I suppose each academic clique (as you say) has its own ideology.
Perhaps yours is mathematics or physics.  Suppose that I wrote a
text book that purported to "do all of mathematics" but defined
zero as a fuzz-ball (oops, Mathematica already does that)..
etc etc.

> A real computer science education would expose the student to a wide
> variety of models of computation.

Learning Mathematica (only) exposes a student to a singularly erroneous 
model of computation, compatible with ordinary consistent computing in
a few areas  (like integer arithmetic,  small precision floats, sometimes)

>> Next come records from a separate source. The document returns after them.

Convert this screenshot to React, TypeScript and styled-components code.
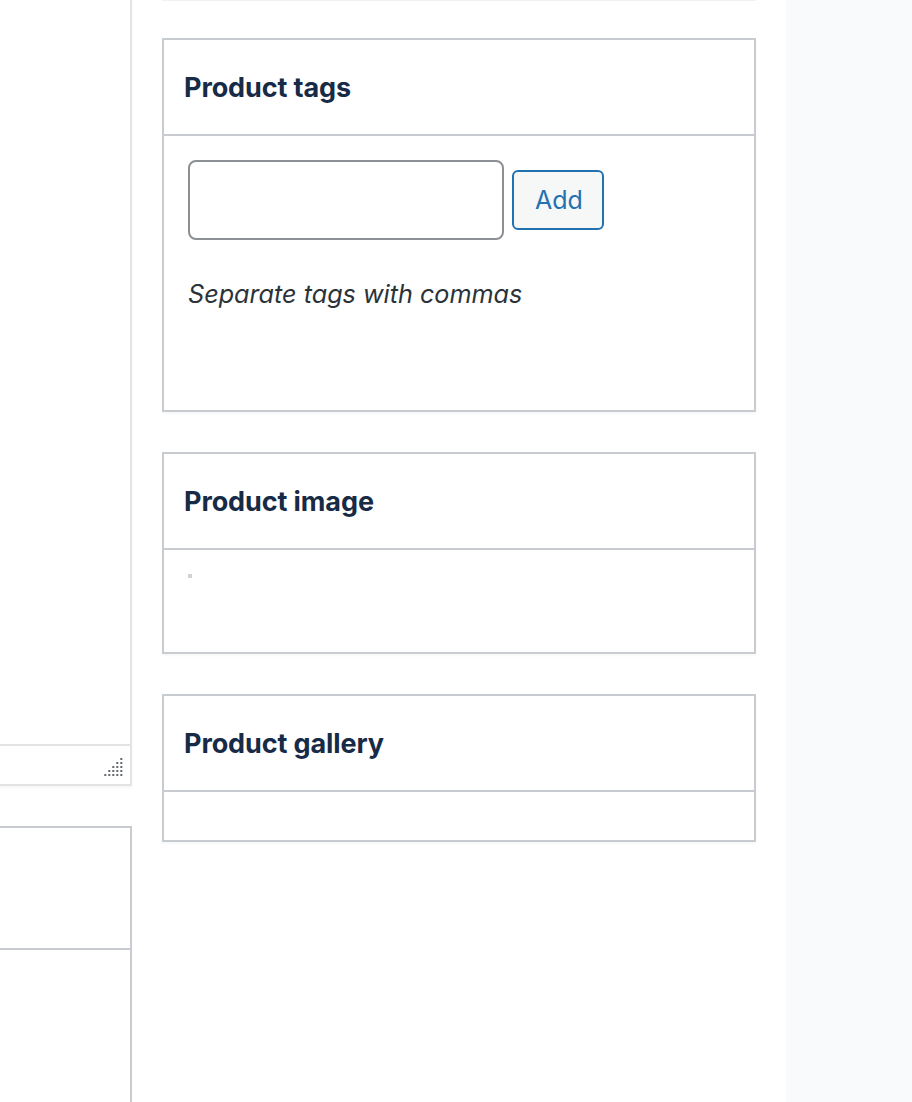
import React from "react";
import styled, { createGlobalStyle } from "styled-components";

const GlobalStyle = createGlobalStyle`
  html, body {
    margin: 0;
    padding: 0;
    background: #ffffff;
    overflow: hidden;
  }
  body {
    font-family: Inter, "Noto Sans", "Liberation Sans", sans-serif;
  }
  * { box-sizing: border-box; }
`;

const Page = styled.div`
  display: flex;
  gap: 30px;
  height: 1102px;
  overflow: hidden;
`;

const LeftColumn = styled.div`
  flex: 0 0 172px;
  margin-left: -40px;
  margin-top: -20px;
  display: flex;
  flex-direction: column;
  gap: 40px;
`;

const EditorBox = styled.div`
  border: 2px solid #e2e3e4;
  border-top: none;
  background: #fff;
  box-shadow: 0 2px 2px rgba(0, 0, 0, 0.04);
`;

const EditorArea = styled.div`
  height: 764px;
`;

const StatusBar = styled.div`
  height: 40px;
  border-top: 2px solid #e2e3e4;
  display: flex;
  justify-content: flex-end;
  align-items: flex-end;
  padding: 0 4px 4px 0;
`;

const LowerBox = styled.div`
  flex: 1;
  border: 2px solid #c8ccd1;
  border-bottom: none;
  background: #fff;
  margin-bottom: -10px;
`;

const LowerHeader = styled.div`
  height: 122px;
  border-bottom: 2px solid #c8ccd1;
`;

const RightColumn = styled.div`
  flex: 0 0 594px;
  display: flex;
  flex-direction: column;
  gap: 40px;
`;

const PrevEdge = styled.div`
  height: 1px;
  background: #f1f2f3;
  margin-bottom: -3px;
`;

const Box = styled.section`
  border: 2px solid #c8ccd1;
  background: #fff;
  box-shadow: 0 2px 2px rgba(0, 0, 0, 0.03);
`;

const BoxHeader = styled.div`
  height: 96px;
  padding: 0 20px;
  display: flex;
  align-items: center;
  border-bottom: 2px solid #c8ccd1;
`;

const Title = styled.h2`
  margin: 0;
  font-size: 27px;
  line-height: 1;
  font-weight: 700;
  color: #172a46;
  letter-spacing: -0.1px;
`;

const BoxBody = styled.div<{ $height: number }>`
  height: ${(p) => p.$height}px;
  padding: 24px;
`;

const TagRow = styled.div`
  display: flex;
  align-items: center;
  gap: 8px;
`;

const TagInput = styled.input`
  width: 316px;
  height: 80px;
  border: 2px solid #8c8f94;
  border-radius: 8px;
  background: #fff;
  font: inherit;
  font-size: 26px;
  padding: 0 16px;
  outline: none;
`;

const AddButton = styled.button`
  width: 92px;
  height: 60px;
  border: 2px solid #2271b1;
  border-radius: 6px;
  background: #f6f7f7;
  color: #2271b1;
  font-family: inherit;
  font-size: 25px;
  line-height: 1;
  padding: 0 0 0 2px;
  cursor: pointer;
`;

const Hint = styled.p`
  margin: 36px 0 0;
  font-size: 25.2px;
  line-height: 36px;
  font-style: italic;
  color: #2c3338;
`;

const Dot = styled.div`
  width: 4px;
  height: 4px;
  background: #d0d2d4;
`;

const Sidebar = styled.aside`
  flex: 1;
  background: #f9fafb;
`;

const ResizeGrip = () => {
  const dots: JSX.Element[] = [];
  for (let r = 0; r < 5; r++) {
    for (let c = 4 - r; c < 5; c++) {
      dots.push(
        <rect key={`${r}-${c}`} x={c * 4 + 0.3} y={r * 4} width={2} height={2} fill="#646970" />
      );
    }
  }
  return (
    <svg width="20" height="20" viewBox="0 0 20 20" style={{ marginRight: 2, marginBottom: 2 }}>
      {dots}
    </svg>
  );
};

export default function App() {
  return (
    <>
      <GlobalStyle />
      <Page>
        <LeftColumn>
          <EditorBox>
            <EditorArea />
            <StatusBar>
              <ResizeGrip />
            </StatusBar>
          </EditorBox>
          <LowerBox>
            <LowerHeader />
          </LowerBox>
        </LeftColumn>

        <RightColumn>
          <PrevEdge />
          <Box>
            <BoxHeader>
              <Title>Product tags</Title>
            </BoxHeader>
            <BoxBody $height={274}>
              <TagRow>
                <TagInput type="text" aria-label="Add new tag" />
                <AddButton type="button">Add</AddButton>
              </TagRow>
              <Hint>Separate tags with commas</Hint>
            </BoxBody>
          </Box>
          <Box>
            <BoxHeader>
              <Title>Product image</Title>
            </BoxHeader>
            <BoxBody $height={102}>
              <Dot />
            </BoxBody>
          </Box>
          <Box>
            <BoxHeader>
              <Title>Product gallery</Title>
            </BoxHeader>
            <BoxBody $height={48} />
          </Box>
        </RightColumn>

        <Sidebar />
      </Page>
    </>
  );
}
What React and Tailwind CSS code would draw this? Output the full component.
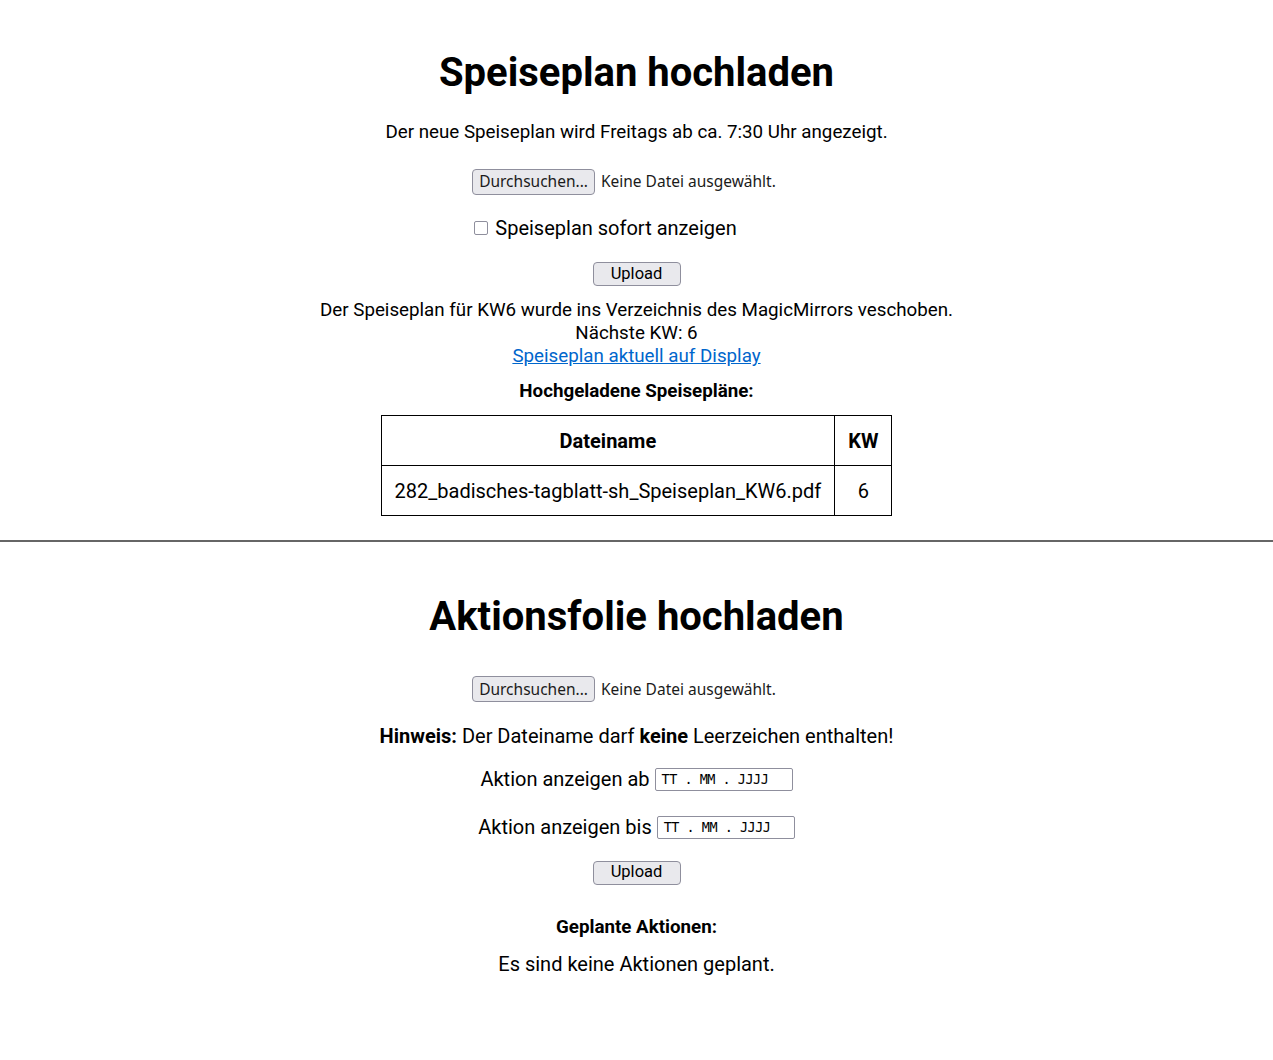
import React from "react";

function FileInput() {
  return (
    <div className="flex items-center justify-center gap-[6px] mr-[25px]">
      <button className="h-[26px] px-[6px] border border-[#8f8f9d] rounded-[4px] bg-[#e9e9ed] text-[15.5px] text-[#1b1b1b] font-['Noto_Sans',sans-serif] leading-none">
        Durchsuchen...
      </button>
      <span className="text-[15.5px] text-[#1b1b1b] font-['Noto_Sans',sans-serif]">Keine Datei ausgewählt.</span>
    </div>
  );
}

function UploadButton() {
  return (
    <button className="w-[88px] h-[24px] border border-[#8f8f9d] rounded-[4px] bg-[#e9e9ed] text-[16.5px] text-black leading-none">
      Upload
    </button>
  );
}

function DateInput() {
  return (
    <span className="inline-flex items-center w-[138px] h-[23px] border border-[#8f8f9d] rounded-[2px] bg-white px-[6px] text-[13.5px] tracking-[-0.5px] font-['DejaVu_Sans_Mono',monospace] text-black">
      TT . MM . JJJJ
    </span>
  );
}

export default function App() {
  return (
    <div className="bg-white text-black font-['Roboto',sans-serif] min-h-[1060px] flex flex-col">
      <section className="flex flex-col items-center pt-[49px]">
        <h1 className="text-[40px] font-bold leading-[48px]">Speiseplan hochladen</h1>
        <p className="text-[18.75px] leading-[23px] mt-[24px]">
          Der neue Speiseplan wird Freitags ab ca. 7:30 Uhr angezeigt.
        </p>
        <div className="mt-[25px]">
          <FileInput />
        </div>
        <label className="flex items-center gap-[7px] mt-[21px] mr-[62px] text-[20px] leading-[24px]">
          <span className="w-[14px] h-[14px] border border-[#8f8f9d] rounded-[2px] bg-white inline-block"></span>
          Speiseplan sofort anzeigen
        </label>
        <div className="mt-[22px]">
          <UploadButton />
        </div>
        <div className="flex flex-col items-center text-[18.75px] leading-[23px] mt-[13px]">
          <span>Der Speiseplan für KW6 wurde ins Verzeichnis des MagicMirrors veschoben.</span>
          <span>Nächste KW: 6</span>
          <a href="#" className="text-[#0066cc] underline">Speiseplan aktuell auf Display</a>
        </div>
        <p className="text-[18.75px] font-bold leading-[23px] mt-[12px]">Hochgeladene Speisepläne:</p>
        <table className="mt-[12px] border-collapse border border-black text-[20px]">
          <thead>
            <tr>
              <th className="border border-black h-[50px] px-[13px] text-[20px] font-bold">Dateiname</th>
              <th className="border border-black h-[50px] px-[13px] text-[20px] font-bold">KW</th>
            </tr>
          </thead>
          <tbody>
            <tr>
              <td className="border border-black h-[50px] px-[13px] text-center">282_badisches-tagblatt-sh_Speiseplan_KW6.pdf</td>
              <td className="border border-black h-[50px] px-[13px] text-center">6</td>
            </tr>
          </tbody>
        </table>
      </section>
      <div className="mt-[24px] h-[2px] bg-[#666666] w-full"></div>
      <section className="flex flex-col items-center pt-[51px]">
        <h2 className="text-[40px] font-bold leading-[48px]">Aktionsfolie hochladen</h2>
        <div className="mt-[35px]">
          <FileInput />
        </div>
        <p className="text-[20px] leading-[24px] mt-[22px]">
          <b>Hinweis:</b> Der Dateiname darf <b>keine</b> Leerzeichen enthalten!
        </p>
        <div className="flex items-center gap-[5px] mt-[19px] text-[20px] leading-[24px]">
          <span>Aktion anzeigen ab</span>
          <DateInput />
        </div>
        <div className="flex items-center gap-[5px] mt-[24px] text-[20px] leading-[24px]">
          <span>Aktion anzeigen bis</span>
          <DateInput />
        </div>
        <div className="mt-[21px]">
          <UploadButton />
        </div>
        <p className="text-[18.75px] font-bold leading-[23px] mt-[31px]">Geplante Aktionen:</p>
        <p className="text-[20px] leading-[24px] mt-[13px]">Es sind keine Aktionen geplant.</p>
      </section>
    </div>
  );
}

> Mathematica's model is both eccentric and very productive,

Nice that you concede it is eccentric.  Productive perhaps if you do not
encounter a quirk. Especially a hidden quirk that gives the wrong
answer but no warning. And if you are not in a hurry for numerical
results.


> so in that sense it's a good candidate for an educational tool in computer science.

Educational in the sense of showing a computer science student studying 
compilers and programming languages a design gone wrong. Harmful if it 
is used as an example of how to design an algorithmic language. 
Probably OK in its sub-language for specifying graphics.


>
>> For example, it
>> misconstrues common terms like List.
>
> "List" is a perfectly good English word, with multiple meanings.

So are Group, Ring, Field, Set, Union.  In fact, most technical terms in 
mathematics are common words with multiple meanings in some natural
language (often English, but sometimes French, e.g. clique)


> Lisp lists have strange properties and historical baggage that grocery lists lack,

>so an English major might object that it's *you* who are abusing the word.

>Mathematica's List[] expressions are suitable for a pattern replacement

>system that repeatedly evaluates by default.

I do not see any connection here.  It is possible to write a linked list 
in Mathematica and still use its evaluation.  e.g.
consider using  node[element,RestOfList].   Instead of [A,B,C] use
node[A,node[B,node[C,Nil]]].  A node here is like a lisp "cons" cell.
In fact there are other computer algebra systems written in lisp that
use lisp lists and have similar evaluation strategies to Mathematica.

>
> If you don't like Mathematica's lists, I suppose you really must hate Haskell's ;-)
>
>> Its algorithms are secret.

As compared to the algorithms in alternative programs, some of which
are described in detail, and perhaps even shown in open source.

>
> I think it highly probable that the processor you're using to read this is of secret,

> proprietary design. Even if it's "open hardware" (unlikely), it's almost certainly

>implemented in silicon using a secret, proprietary process. You're a "black box"

> user just like the rest of us. In every case, you have to decide when to go past

>an interface for more insight, and when the implementation details are unimportant.
>

The processor I'm using may of course have non-deterministic aspects.
Indeed it might be struck by a cosmic ray and do something bizarre.
However, its expected behavior is described in sufficient detail
that Intel and AMD chips can be claimed to be, at some level
indistinguishable.

>>
>> Its arithmetic is unique.

Perhaps I should have said  "unique and discredited by the academic 
clique that goes by the name Numerical Analysis."
>
> Another advantage. Do you really believe that there's a single model of

> computer arithmetic that suits all purposes?

I cannot say what "all purposes" might encompass.  For example, a
fraudulent accountant might want something "special".

I will say that for scientific computing it is probably a bad feature
to have finite numbers x   such that x ==0  and  x+1 == x.